Thursday, November 20, 2008

paper mache as a weapon of mass destruction

Who knew paper mache could be a weapon of mass-destruction? Or at least, the weapon that mass-destructed my dining room. I was writing my nursing care plan, as I do every Thursday, and suddenly there were gobs of rock-hard flour and water paste on the dining room table and one of my forks was indelibly coated with a rock-hard paper mache veneer, and on the table--a gen-u-wine antique farmhouse table-- a mass of soggy cardboard, shredded newspaper and flour-and-water paste in various stages of hardness.

And I wondered, how did this happen? I remembered hours ago, hearing my nine year old, Mr. McP ask, "Where is the stapler?" I remembered Mr. McP showing up at my elbow every few minutes displaying a somewhat tubular object made of cereal box cardboard, cut into strips and stapled. I remembered that the tubular object had eventually taken the form of some sort of giraffe puppet, but I was so engrossed in my care plan that I did not heed what otherwise would have been clear warning signs that a major mess was about to happen. Mr. McP, bless his little heart, mixed his own flour and water to a consistency satisfactory to him, shredded a large pile of newspaper, and coated his giraffe puppet with it.
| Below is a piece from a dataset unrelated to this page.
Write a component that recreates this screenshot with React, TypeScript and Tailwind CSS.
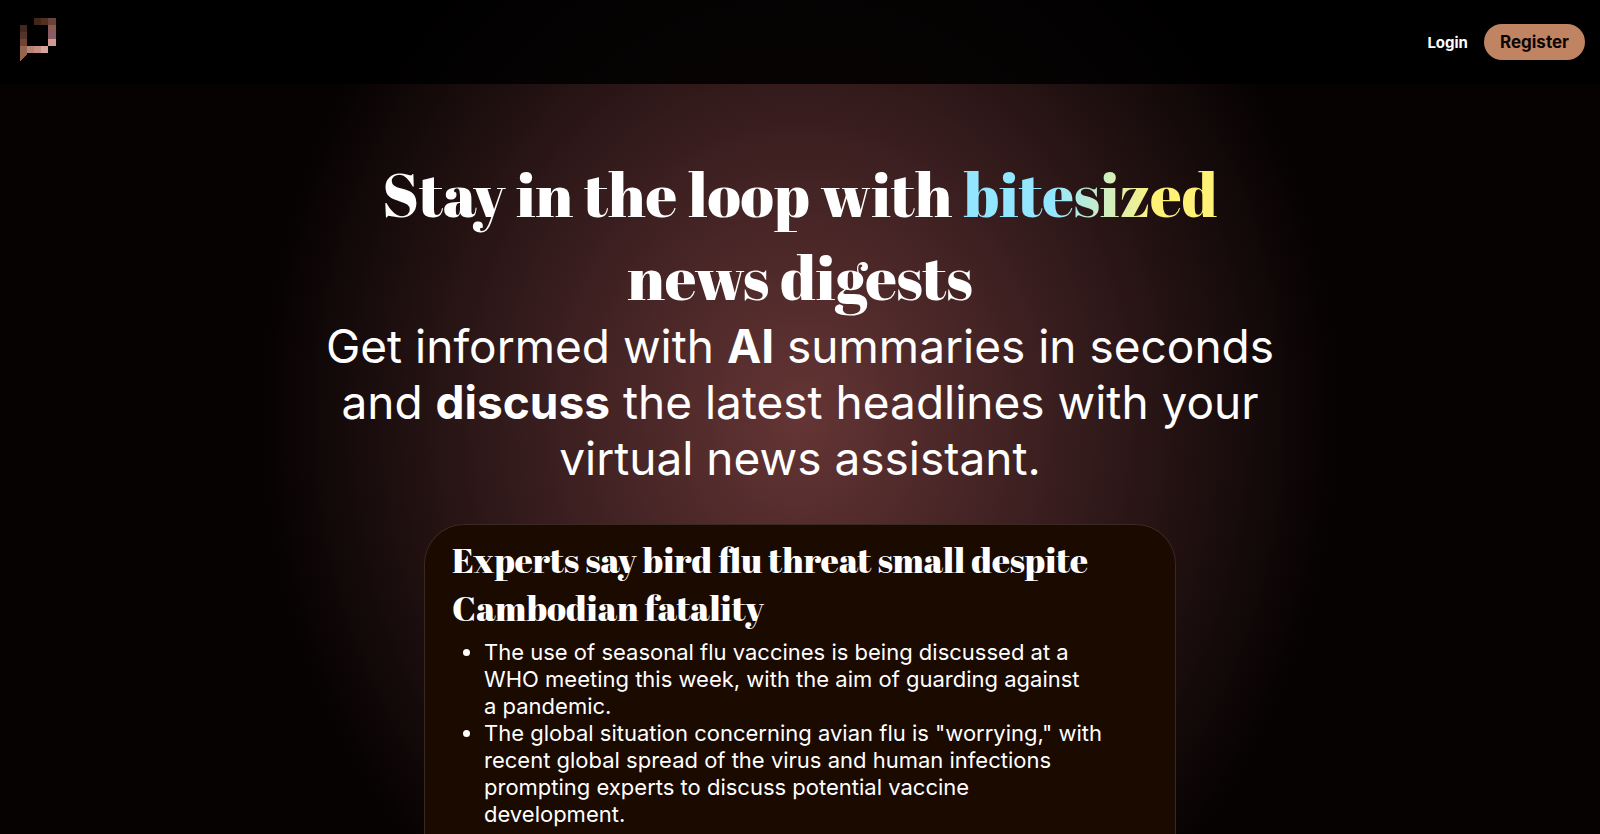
const pixels: [number, number, string][] = [
  [14, 0, '#442619'], [21, 0, '#50301f'], [28, 0, '#694238'],
  [28, 7, '#8a5a56'], [28, 14, '#8c5b62'], [28, 21, '#d39a94'],
  [0, 7, '#432721'], [0, 14, '#52342a'], [0, 21, '#704431'],
  [7, 28, '#b8847a'], [14, 28, '#c78f84'], [21, 28, '#d5a5a0'],
];

function Logo() {
  return (
    <svg viewBox="0 0 36 43" className="h-[43px] w-9" shapeRendering="crispEdges" aria-hidden="true">
      {pixels.map(([x, y, fill]) => (
        <rect key={`${x}-${y}`} x={x} y={y} width={x === 28 ? 8 : 7} height="7" fill={fill} />
      ))}
      <path d="M0 28h7v8L0 43z" fill="#94644f" />
    </svg>
  );
}

const points = [
  'The use of seasonal flu vaccines is being discussed at a WHO meeting this week, with the aim of guarding against a\u00a0pandemic.',
  'The global situation concerning avian flu is "worrying," with recent global spread of the virus and human infections prompting experts to discuss potential vaccine development.',
];

export default function App() {
  return (
    <div className="flex h-screen flex-col overflow-hidden bg-[#060202] bg-[radial-gradient(540px_625px_at_50%_50%,#653535_0%,#3c1f20_45%,#060202_100%)] font-['Inter',sans-serif] text-white">
      <header className="flex h-[84px] shrink-0 items-center justify-between bg-black/85 pr-[15px] pl-5">
        <a href="#" aria-label="Home" className="-mt-1.5">
          <Logo />
        </a>
        <nav className="flex items-center gap-4">
          <a href="#login" className="pt-0.5 text-[15px] font-bold">Login</a>
          <button type="button" className="h-9 rounded-full bg-[#c08462] px-4 pt-0.5 text-[17px] font-bold text-[#0c0402]">Register</button>
        </nav>
      </header>
      <main className="flex flex-col items-center pt-[68px]">
        <h1 className="max-w-[960px] text-center font-['Abril_Fatface','Liberation_Serif',serif] text-[61px] leading-[83px] font-normal">
          Stay in the loop with{' '}
          <span className="bg-linear-to-r from-[#93e6ff] from-35% to-[#fff176] to-75% bg-clip-text text-transparent">bitesized</span>
          <br />
          news digests
        </h1>
        <p className="max-w-[960px] text-center text-[46px] leading-[56px] font-normal">
          Get informed with <b className="font-bold">AI</b> summaries in seconds and <b className="font-bold">discuss</b> the latest headlines with your virtual news assistant.
        </p>
        <article className="mt-[38px] w-full max-w-[752px] rounded-t-[40px] border border-b-0 border-[#3a2822] bg-[#1a0a00] px-[27px] pt-[11px] pb-10">
          <h2 className="font-['Abril_Fatface','Liberation_Serif',serif] text-[35px] leading-[48px] font-normal">
            Experts say bird flu threat small despite Cambodian fatality
          </h2>
          <ul className="mt-[7px] list-disc pr-10 pl-8 text-[22px] leading-[27px] font-normal">
            {points.map((p) => <li key={p}>{p}</li>)}
          </ul>
        </article>
      </main>
    </div>
  );
}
Actually, this isn't such a great story. It's just that when I saw the mess, I thought, "here is an example of how paper mache could be used as a weapon of mass destruction" and I liked the phrase so much, I had to use it in a blog entry, which I have, three times, including the title.

The point is, when I am writing a care plan, I can't pay attention to anything else, and when my children ask me questions, such as, for example, "Are you planning to cook dinner tonight?" I will say, "Are you kidding me? It's Thursday." Maybe they ate paper mache for dinner. I don't know, or care. Actually, I think they ate pop tarts.
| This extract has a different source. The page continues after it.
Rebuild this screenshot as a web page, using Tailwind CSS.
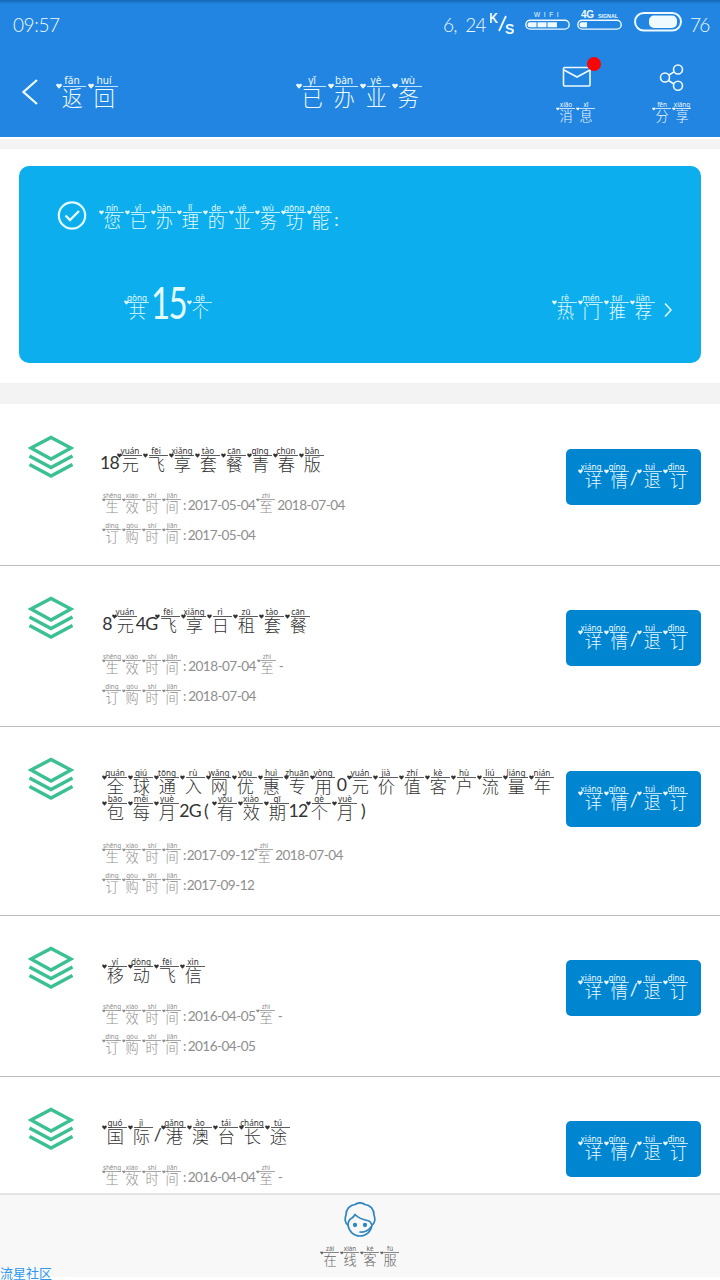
<!DOCTYPE html>
<html lang="zh-CN">
<head>
  <meta charset="UTF-8">
  <meta name="viewport" content="width=device-width, initial-scale=1.0">
  <title>已办业务</title>
  <script src="https://cdn.jsdelivr.net/npm/@tailwindcss/browser@4"></script>
</head>
<body class="bg-white">
  <div class="w-[720px] h-[1280px] flex flex-col overflow-hidden relative font-['Lato','Noto_Sans_CJK_SC',sans-serif] font-light">

    <!-- 顶部 -->
    <header class="h-[137px] shrink-0 bg-[linear-gradient(#1867b2,#2185e1_4px)] text-[#effaff]">
      <!-- 状态栏 -->
      <div class="h-12 pl-[13px] pr-3 flex items-center justify-between text-[19px]">
        <span class="tracking-[-0.4px] pt-0.5">09:57</span>
        <div class="flex items-center">
          <span class="pt-0.5 w-[47px] whitespace-pre tracking-[-0.8px]">6,  24</span>
          <svg class="w-6 h-7 -mt-1" viewBox="0 0 24 28" fill="none" stroke="currentColor" stroke-width="1.8">
            <path d="M16 8L9 23" />
            <text x="-1" y="15" font-size="14" font-weight="700" font-family="Liberation Sans" fill="currentColor" stroke="none" textLength="9" lengthAdjust="spacingAndGlyphs">K</text>
            <text x="15" y="26" font-size="14" font-weight="700" font-family="Liberation Sans" fill="currentColor" stroke="none">S</text>
          </svg>
          <svg class="w-[45px] h-6 ml-[11px] -mt-3" viewBox="0 0 45 24">
            <text x="9" y="11" font-size="6.5" letter-spacing="3.6" font-weight="400" font-family="Liberation Sans" fill="currentColor">WIFI</text>
            <rect x="0.8" y="14.3" width="43.4" height="8.8" rx="4.4" fill="none" stroke="currentColor" stroke-width="1.4" />
            <path d="M5 16.2h6.500v5H5a2.500 2.500 0 010-5zM12.500 16.200h9v5h-9zM22.500 16.200h9.500v5h-9.500z" fill="currentColor" />
          </svg>
          <svg class="w-[45px] h-6 ml-[7px] -mt-3" viewBox="0 0 45 24">
            <text x="4" y="12" font-size="10" font-weight="700" font-family="Liberation Sans" fill="currentColor" textLength="13">4G</text>
            <text x="21" y="11.500" font-size="6" font-weight="700" font-family="Liberation Sans" fill="currentColor" textLength="20" lengthAdjust="spacingAndGlyphs">SIGNAL</text>
            <rect x="0.8" y="14.3" width="43.4" height="8.8" rx="4.4" fill="none" stroke="currentColor" stroke-width="1.4" />
            <path d="M5 16.200h5v5H5a2.500 2.500 0 010-5z" fill="currentColor" />
          </svg>
          <svg class="w-12 h-5 ml-3 -mt-1" viewBox="0 0 48 20">
            <rect x="1" y="1" width="46" height="17.500" rx="8.750" fill="none" stroke="currentColor" stroke-width="2" />
            <rect x="15" y="3.500" width="28" height="12.500" rx="5" fill="currentColor" />
          </svg>
          <span class="pt-0.5 ml-2 w-[18px] tracking-[-1.8px]">76</span>
        </div>
      </div>
      <!-- 导航栏 -->
      <div class="flex h-[89px]">
        <svg class="w-4 h-7 mt-[30px] ml-[22px] shrink-0" viewBox="0 0 16 28" fill="none" stroke="currentColor" stroke-width="2.200"><path d="M15 2L1.500 14L15 26" /></svg>
        <div class="text-[32px] mt-[29px] ml-[18px] w-[240px]" data-py="返fǎn回huí"></div>
        <div class="text-[32px] mt-[29px] w-[260px]" data-py="已yǐ办bàn业yè务wù"></div>
        <div class="w-24 flex flex-col">
          <div class="relative w-[46px] h-[55px] pt-[18px] pl-[6px]">
            <svg class="w-[30px] h-[22px]" viewBox="0 0 30 22" fill="none" stroke="currentColor" stroke-width="1.600"><rect x="1.500" y="1.500" width="26.500" height="18.500" rx="1" /><path d="M2 4L15 11L28 4" /></svg>
            <i class="absolute left-[31px] top-[9px] size-[14px] rounded-full bg-[#f80505]"></i>
          </div>
          <div class="text-[20px]" data-py="消xiāo息xī"></div>
        </div>
        <div class="flex flex-col">
          <div class="h-[55px] pt-4 pl-[7px]">
            <svg class="w-[26px] h-7" viewBox="0 0 26 28" fill="none" stroke="currentColor" stroke-width="1.600"><circle cx="6" cy="13.500" r="4.500" /><circle cx="19" cy="5.500" r="4.500" /><circle cx="19" cy="21.700" r="4.500" /><path d="M10 11L15 7.800M9.500 16.500L15 20" /></svg>
          </div>
          <div class="text-[20px]" data-py="分fēn享xiǎng"></div>
        </div>
      </div>
    </header>

    <div class="h-2.5 mt-0.5 bg-[#f3f3f3] shrink-0"></div>

    <!-- 概览卡片 -->
    <section class="mx-[19px] mt-[17px] mb-5 h-[197px] shrink-0 rounded-[10px] bg-[#0caeee] text-[#e4fbff]">
      <div class="flex pt-[34px] pl-[38px]">
        <svg class="size-[30px]" viewBox="0 0 30 30" fill="none" stroke="currentColor"><circle cx="15" cy="15.500" r="13.200" stroke-width="2.200" /><path d="M8.500 15.500L13 20L22 11" stroke-width="2.400" /></svg>
        <div class="text-[26px] ml-3 mt-[5px]" data-py="您nín已yǐ办bàn理lǐ的de业yè务wù功gōng能néng{:|6}"></div>
      </div>
      <div class="flex h-[42px] mt-[49px] pl-[105px] items-start">
        <div class="text-[26px] mt-[15px]" data-py="共gòng"></div>
        <div class="w-[37px] flex justify-center text-[44px] leading-[44px] font-normal"><span class="scale-x-75 tracking-[-2px]">15</span></div>
        <div class="text-[26px] mt-[15px]" data-py="个gè"></div>
        <div class="text-[26px] mt-[15px] ml-[339px]" data-py="热rè门mén推tuī荐jiàn"></div>
        <svg class="w-2 h-4 mt-[22px] ml-2" viewBox="0 0 8 16" fill="none" stroke="currentColor" stroke-width="1.600"><path d="M1 1.500L7 8L1 14.500" /></svg>
      </div>
    </section>

    <div class="h-[21px] bg-[#f3f3f3] shrink-0"></div>

    <!-- 业务列表 -->
    <main id="service-list" class="h-[789px] overflow-hidden shrink-0 pt-px"></main>

    <!-- 在线客服 -->
    <footer class="h-[84px] shrink-0 bg-[#f8f8f8] border-t-2 border-[#e4e4e4] flex flex-col items-center">
      <svg class="w-8 h-[35px] mt-[7px]" viewBox="0 0 32 35" fill="none" stroke="#2f86bf" stroke-width="1.700" stroke-linecap="round" stroke-linejoin="round">
        <path d="M4 23C1 21.500 0.500 17 2 13C2 7 6 3 11 2.500C14 0.500 18 0.500 21 2.500C26 3 30 7 30 13C31.500 17 31 21.500 28 23" />
        <path d="M4 23C4 19 6 17 8 16C10 14.500 10.500 13.500 11 12.500C15 17 20 18 25 19C27 20 27.500 22 28 23C27 30 22 34 16 34C10 34 5 30 4 23Z" />
        <path d="M16 30C20 30.500 24 29 27 25" />
        <circle cx="11" cy="23" r="1.300" fill="#2f86bf" /><circle cx="21" cy="23" r="1.300" fill="#2f86bf" />
      </svg>
      <div class="text-[20px] text-[#666] mt-[10px]" data-py="在zài线xiàn客kè服fú"></div>
    </footer>

    <span class="absolute left-0 bottom-0 text-[13px] leading-[13px] text-[#2c97ee] font-normal">流星社区</span>
  </div>

  <script>
    // {文字|宽度} 为不带拼音的片段
    const services = [
      { name: '{18|15}元yuán飞fēi享xiǎng套tào餐cān青qīng春chūn版bǎn', valid: '{:|5}{2017-05-04|69}至zhì{2018-07-04|70}', order: '{:|5}{2017-05-04|69}' },
      { name: '{8|10}元yuán{4G|17}飞fēi享xiǎng日rì租zū套tào餐cān', valid: '{:|5}{2018-07-04|70}至zhì{-|8}', order: '{:|5}{2018-07-04|70}' },
      { name: '全quán球qiú通tōng入rù网wǎng优yōu惠huì专zhuān用yòng{0|11}元yuán价jià值zhí客kè户hù流liú量liáng年nián包bāo每měi月yuè{2G|20}{(|12}有yǒu效xiào期qī{12|16}个gè月yuè{)|10}', valid: '{:|5}{2017-09-12|67}至zhì{2018-07-04|70}', order: '{:|5}{2017-09-12|67}', tall: true },
      { name: '移yí动dòng飞fēi信xìn', valid: '{:|5}{2016-04-05|69}至zhì{-|8}', order: '{:|5}{2016-04-05|69}' },
      { name: '国guó际jì{/|7}港gǎng澳ào台tái长cháng途tú', valid: '{:|5}{2016-04-04|69}至zhì{-|8}' },
    ];

    document.getElementById('service-list').innerHTML = services.map(s => `
      <div class="flex items-start border-b border-[#bcbcbc] pl-[28px] pr-[19px] ${s.tall ? 'h-[189px]' : 'h-[161px]'}">
        <svg class="w-[46px] h-[46px] mt-[28px] shrink-0" viewBox="0 0 46 46" fill="none" stroke="#3ac092" stroke-width="3.400">
          <path d="M3 15L23 4.500L43 15L23 26Z" /><path d="M1.500 23L23 34.500L44.500 23" /><path d="M1.500 31.500L23 43L44.500 31.500" />
        </svg>
        <div class="ml-[28px] w-[464px] pt-[43px]">
          <div class="text-[26px] text-[#333] ${s.tall ? 'mb-[22px]' : 'mb-5'}" data-py="${s.name}"></div>
          <div class="text-[20px] text-[#8e8e8e] mb-2.5" data-py="生shēng效xiào时shí间jiān${s.valid}"></div>
          ${s.order ? `<div class="text-[20px] text-[#8e8e8e]" data-py="订dìng购gòu时shí间jiān${s.order}"></div>` : ''}
        </div>
        <button class="w-[135px] h-14 mt-[44px] pl-3 rounded-[5px] bg-[#0085d0] text-[26px] text-[#e9f9ff] shrink-0" data-py="详xiáng情qíng{/|7}退tuì订dìng"></button>
      </div>
    `).join('');

    // 渲染拼音
    function renderPinyin(el) {
      const cells = [...el.dataset.py.matchAll(/\{(.+?)\|(\d+)\}|(\p{Script=Han})(\p{Ll}+)/gu)].map(([, text, width, han, py]) => han ? `
        <span class="relative block w-[1em] h-[1em]">
          <svg class="absolute left-0 top-[.2em] size-[.19em]" viewBox="0 0 10 10" fill="currentColor"><path d="M5 9.500L0.500 4.500C-0.500 1 3.500 0 5 2.500C6.500 0 10.500 1 9.500 4.500Z" /></svg>
          <span class="flex justify-center whitespace-nowrap text-[.315em] h-[.857em] leading-[.65em] font-['Noto_Sans'] font-normal">${py}</span>
          <span class="block h-px w-[.73em] ml-[.22em] bg-current opacity-80"></span>
          <span class="block text-[.66em] leading-[1em] ml-[.27em] mt-[.02em]">${han}</span>
        </span>` : `
        <span class="flex justify-center h-[1em]" style="width:${width}px"><span class="block whitespace-nowrap text-[.68em] leading-[1em] pt-[.35em] tracking-[-.04em] font-normal">${text}</span></span>`
      ).join('');
      el.innerHTML = `<span class="flex flex-wrap">${cells}</span>`;
    }

    document.querySelectorAll('[data-py]').forEach(renderPinyin);
  </script>
</body>
</html>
The other point is that I just finished writing my last nursing care plan of the semester: five pathophysiology papers, one pathopysiology synthesis, analysis of all meds (tommorrow's patient is taking twenty-six different medications), a list of nursing diagnoses--11 diagnoses for this patient, plus an organized schedule of what my nursing interventions will be, covering every hour from 08:00 to 14:00. These will help me attain my goals for my patient, of where there are 11, to match her diagnoses. She will maintain an optimal cardiac output and optimal gas exchange! She will maintain an optimal fluid balance! She will not fall and hit her head and die of a massive head bleed! She will maintain optimal tissue perfusion to her perphery and to her myocardium! She will commit to quit smoking and she will state two strategies for weight loss! She doesn't know it, but I have a very busy day planned for her tomorrow. As one of my instructors says, "You don't go to the hospital to rest."

I will not have to do this again until the end of January, so I am quite giddy.


  1. You're very optimistic about your patient. You must be very new at this nursing thing.

  2. New? I'll say, I'm still a student. The instructors at my school like it when we make big plans for our patients.

  3. When paper mache has been used as a weapon of mass destruction, you must report it in a mass-like way, using the phrase as often as you deem necessary.

  4. wHoo-wHoo for the last nursing plan of the semester!!

    Does Soon To Be Ex-President Bush know that you found the Weapons of Mass Destruction and they were in your dining room all along!!